Will conservatism hold us back?

The US likes to think of itself as a young country, yet it has one of the oldest constitutions on Earth. American consumers have resisted abandoning the dollar bill even though it is worth little by the standards of a century ago, and every other Western country has dropped equivalent value bills. People resist change in these ways even as they adopt new technology at a greedy pace. Why does the US have this dichotomy between conservatism in ideas and ways of life, yet eagerness to see new technology?

I suspect that in a world where technology moves at a bewildering pace, it is important to have a psychological anchor. People need something to hold on to. If we want consumers and citizens to adopt new activities and concepts we have to allow them a stanchion to hold on to.

Wednesday, February 07, 2007

The "new" Taurus - putting lipstick on a pig?

Ford announced today that it would rename the Ford 500, a poorly seling car, the Ford Taurus.
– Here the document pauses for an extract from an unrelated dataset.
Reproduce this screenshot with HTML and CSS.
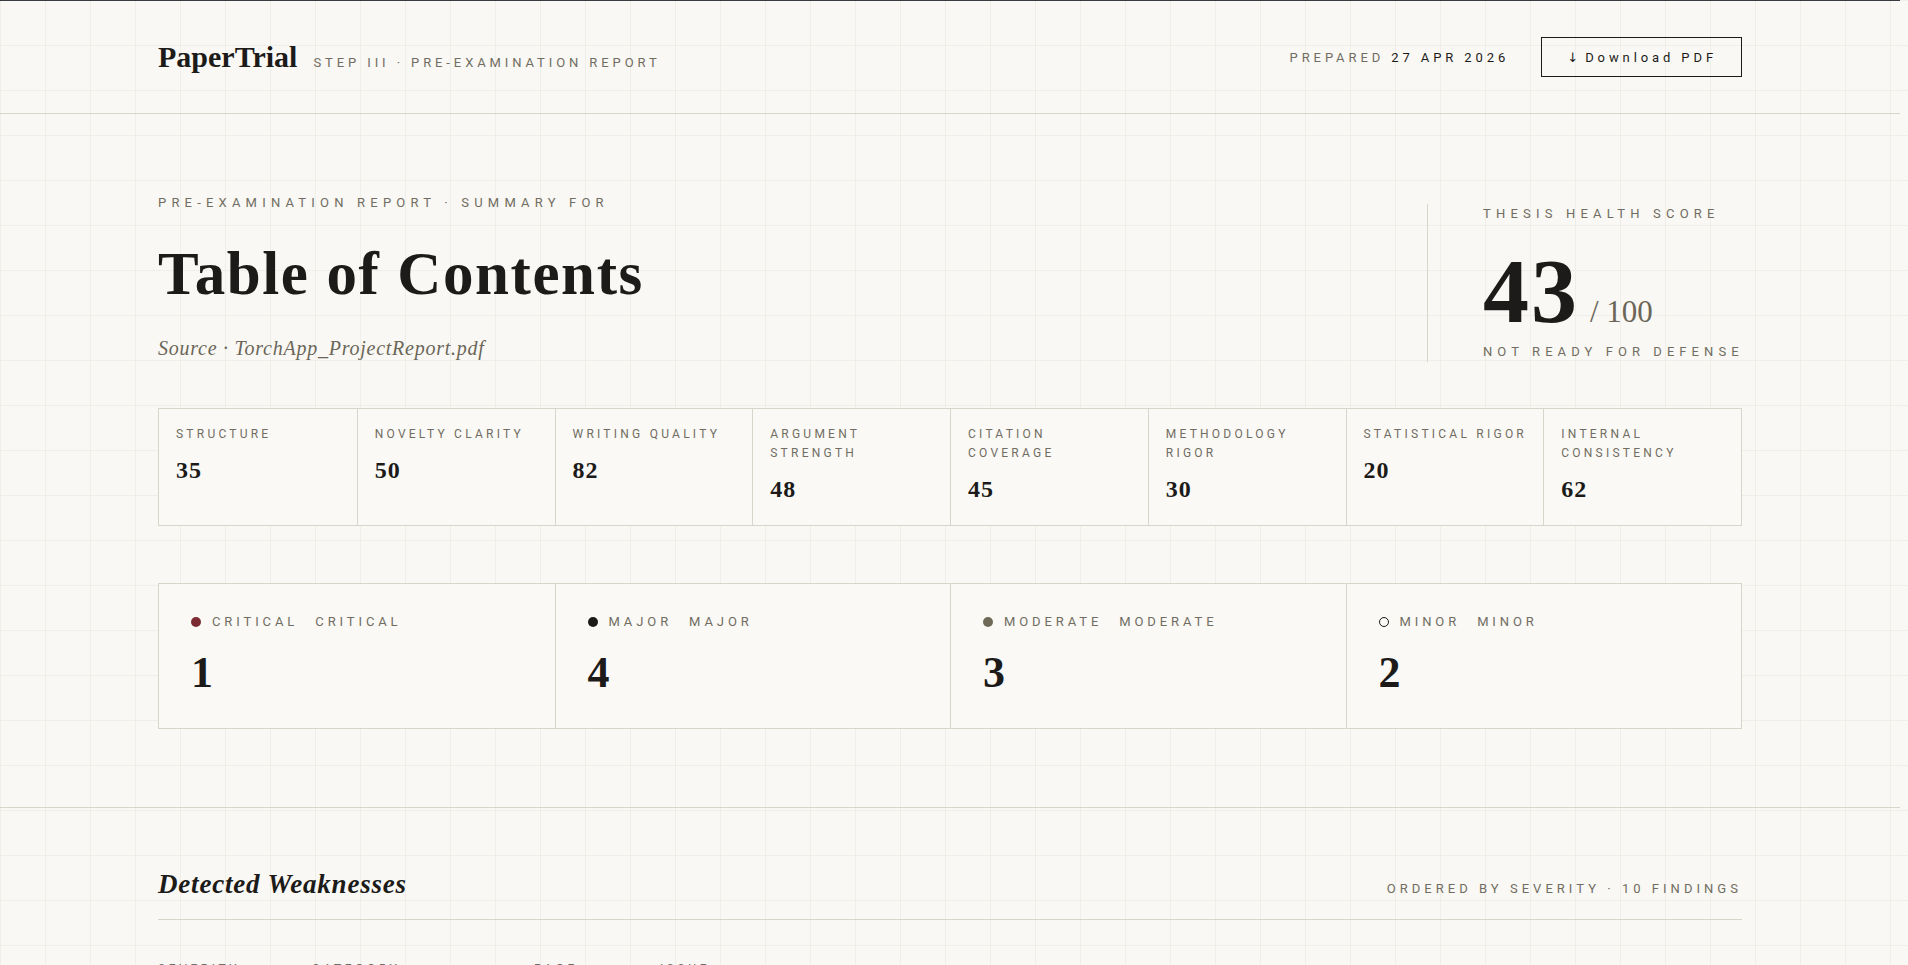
FILE: index.html
```html
<!DOCTYPE html>
<html lang="en">
  <head>
    <meta charset="UTF-8" />
    <meta name="viewport" content="width=device-width, initial-scale=1.0" />
    <title>PaperTrial · Pre-examination report</title>
    <link rel="stylesheet" href="styles.css">
  </head>

  <body>
    <header class="topbar">
      <div class="wrap topbar-inner">
        <div class="brand">
          <span class="logo">PaperTrial</span>
          <span class="step">Step III · Pre-examination report</span>
        </div>
        <div class="actions">
          <span class="prepared">Prepared <b>27 Apr 2026</b></span>
          <button class="download"><span class="arrow">↓</span> Download PDF</button>
        </div>
      </div>
    </header>

    <section class="summary">
      <div class="wrap">
        <div class="hero">
          <div class="hero-title">
            <p class="eyebrow">Pre-examination report · Summary for</p>
            <h1>Table of Contents</h1>
            <p class="source">Source · TorchApp_ProjectReport.pdf</p>
          </div>
          <div class="health">
            <p class="eyebrow">Thesis health score</p>
            <div class="score"><span class="big">43</span><span class="of">/ 100</span></div>
            <p class="eyebrow verdict">Not ready for defense</p>
          </div>
        </div>

        <div class="scores">
          <div class="cell"><span class="label">Structure</span><span class="value">35</span></div>
          <div class="cell"><span class="label">Novelty clarity</span><span class="value">50</span></div>
          <div class="cell"><span class="label">Writing quality</span><span class="value">82</span></div>
          <div class="cell"><span class="label">Argument strength</span><span class="value">48</span></div>
          <div class="cell"><span class="label">Citation coverage</span><span class="value">45</span></div>
          <div class="cell"><span class="label">Methodology rigor</span><span class="value">30</span></div>
          <div class="cell"><span class="label">Statistical rigor</span><span class="value">20</span></div>
          <div class="cell"><span class="label">Internal consistency</span><span class="value">62</span></div>
        </div>

        <div class="severity">
          <div class="sev">
            <div class="sev-label"><span class="dot critical"></span>Critical <span class="tag">Critical</span></div>
            <div class="count">1</div>
          </div>
          <div class="sev">
            <div class="sev-label"><span class="dot major"></span>Major <span class="tag">Major</span></div>
            <div class="count">4</div>
          </div>
          <div class="sev">
            <div class="sev-label"><span class="dot moderate"></span>Moderate <span class="tag">Moderate</span></div>
            <div class="count">3</div>
          </div>
          <div class="sev">
            <div class="sev-label"><span class="dot minor"></span>Minor <span class="tag">Minor</span></div>
            <div class="count">2</div>
          </div>
        </div>
      </div>
    </section>

    <section class="findings">
      <div class="wrap">
        <div class="findings-head">
          <h2>Detected Weaknesses</h2>
          <span class="meta">Ordered by severity · 10 findings</span>
        </div>
        <div class="table-head">
          <span>Severity</span>
          <span>Category</span>
          <span>Page</span>
          <span>Issue</span>
        </div>
      </div>
    </section>
  </body>
</html>
```

FILE: styles.css
```css
body {
  margin: 0;
  padding-right: 8px;
  background-color: #f9f8f4;
  background-image:
    linear-gradient(to right, #f0eee8 1px, transparent 1px),
    linear-gradient(to bottom, #f0eee8 1px, transparent 1px);
  background-size: 45px 45px;
  color: #1c1b19;
  font-family: Roboto, "Liberation Sans", sans-serif;
}

.wrap {
  width: 1584px;
  margin: 0 auto;
}

p {
  margin: 0;
}

/* top bar */
.topbar {
  border-top: 1px solid #3a3c44;
  border-bottom: 1px solid #d8d5cb;
}

.topbar-inner {
  height: 112px;
  display: flex;
  align-items: center;
  justify-content: space-between;
}

.brand {
  display: flex;
  align-items: baseline;
  gap: 16px;
}

.logo {
  font-family: "Liberation Serif", serif;
  font-weight: 700;
  font-size: 30px;
}

.step,
.prepared {
  font-size: 13px;
  letter-spacing: 0.3em;
  text-transform: uppercase;
  color: #716d62;
}

.actions {
  display: flex;
  align-items: center;
  gap: 32px;
}

.prepared b {
  font-weight: 400;
  color: #1c1b19;
}

.download {
  height: 40px;
  padding: 0 24px 0 25px;
  background: transparent;
  border: 1px solid #1c1b19;
  border-radius: 0;
  color: #1c1b19;
  font-family: Roboto, "Liberation Sans", sans-serif;
  font-size: 13px;
  letter-spacing: 0.3em;
}

.download .arrow {
  font-family: "DejaVu Sans", sans-serif;
  font-size: 13px;
  letter-spacing: 0;
}

/* summary */
.summary {
  padding: 79px 0 78px;
  border-bottom: 1px solid #d8d5cb;
}

.hero {
  display: flex;
  justify-content: space-between;
  align-items: flex-end;
}

.eyebrow {
  font-size: 13px;
  line-height: 20px;
  letter-spacing: 0.4em;
  text-transform: uppercase;
  white-space: nowrap;
  color: #716d62;
}

h1 {
  margin: 27px 0 0;
  font-family: "Liberation Serif", serif;
  font-size: 61px;
  line-height: 68px;
  letter-spacing: 1.6px;
  font-weight: 700;
}

.source {
  margin-top: 26px;
  font-family: "Liberation Serif", serif;
  font-style: italic;
  font-size: 20px;
  line-height: 28px;
  letter-spacing: 0.75px;
  color: #6b6658;
}

.health {
  width: 315px;
  box-sizing: border-box;
  padding-left: 55px;
  border-left: 1px solid #d8d5cb;
}

.score {
  margin-top: 21px;
  display: flex;
  align-items: baseline;
  font-family: "Liberation Serif", serif;
}

.score .big {
  font-size: 92px;
  line-height: 92px;
  font-weight: 700;
  letter-spacing: 2px;
}

.score .of {
  margin-left: 11px;
  font-size: 31px;
  color: #6b6658;
}

.verdict {
  margin-top: 5px;
  letter-spacing: 0.39em;
}

/* sub-scores */
.scores {
  margin-top: 46px;
  display: grid;
  grid-template-columns: repeat(8, 1fr);
  border: 1px solid #d8d5cb;
  background: #faf9f6;
}

.cell {
  padding: 16px 10px 21px 17px;
  display: flex;
  flex-direction: column;
}

.cell + .cell {
  border-left: 1px solid #d8d5cb;
}

.label {
  font-size: 12px;
  line-height: 19px;
  letter-spacing: 0.27em;
  text-transform: uppercase;
  color: #716d62;
}

.value {
  margin-top: 12px;
  font-family: "Liberation Serif", serif;
  font-size: 24px;
  line-height: 29px;
  font-weight: 700;
  letter-spacing: 1px;
}

/* severity counts */
.severity {
  margin-top: 57px;
  display: grid;
  grid-template-columns: repeat(4, 1fr);
  border: 1px solid #d8d5cb;
  background: #faf9f6;
}

.sev {
  padding: 28px 32px 33px;
}

.sev + .sev {
  border-left: 1px solid #d8d5cb;
}

.sev-label {
  display: flex;
  align-items: center;
  gap: 11px;
  font-size: 13px;
  line-height: 20px;
  letter-spacing: 0.3em;
  text-transform: uppercase;
  color: #716d62;
}

.sev-label .tag {
  margin-left: 6px;
}

.dot {
  width: 10px;
  height: 10px;
  border-radius: 50%;
  box-sizing: border-box;
}

.dot.critical { background: #7c2b32; }
.dot.major { background: #1c1b19; }
.dot.moderate { background: #6f6a57; }
.dot.minor { border: 1.5px solid #1c1b19; }

.count {
  margin-top: 19px;
  font-family: "Liberation Serif", serif;
  font-size: 44px;
  line-height: 44px;
  font-weight: 700;
}

/* findings */
.findings {
  padding: 61px 0 120px;
}

.findings-head {
  display: flex;
  justify-content: space-between;
  align-items: baseline;
  padding-bottom: 19px;
  border-bottom: 1px solid #d8d5cb;
}

h2 {
  margin: 0;
  font-family: "Liberation Serif", serif;
  font-style: italic;
  font-weight: 700;
  font-size: 27px;
  line-height: 31px;
  letter-spacing: 0.8px;
}

.meta {
  font-size: 13px;
  letter-spacing: 0.31em;
  text-transform: uppercase;
  color: #716d62;
}

.table-head {
  padding-top: 39px;
  display: grid;
  grid-template-columns: 154px 222px 126px 1fr;
  font-size: 12px;
  line-height: 20px;
  letter-spacing: 0.3em;
  text-transform: uppercase;
  color: #716d62;
}
```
Perhaps the company feels that consumers are idiots. If something as simple as changing the name can fix a failure, then we would have solutions to many business problems. It is sad that experienced executives know so little about marketing and the principles of branding that they believe that this is the answer to the company's decline.

Sunday, February 04, 2007

"Friendly fire"

This week, a coroner's court in England is looking into the "friendly fire" death of a British soldier in Iraq. It seems that the US military is withholding evidence. Whatever the truth of the matter, it is clear that hiding evidence suggests a cover-up in the minds of people. J&J showed us the way to deal with crisis - complete transparency! Government bodies, particularly the military do not seem to have learned this. It ends up hurting those who are holding back.

Thursday, February 01, 2007

When little things cause panic, have the terrorists won?

When a device with flashing lights, looks like a well known cartoon character, is hung in prominent places, and a city panics, have things become absurd? Is anything new or unexpected to become illegal? We always seem to be behind the terrorists, and the reactions are not proportional to the risks.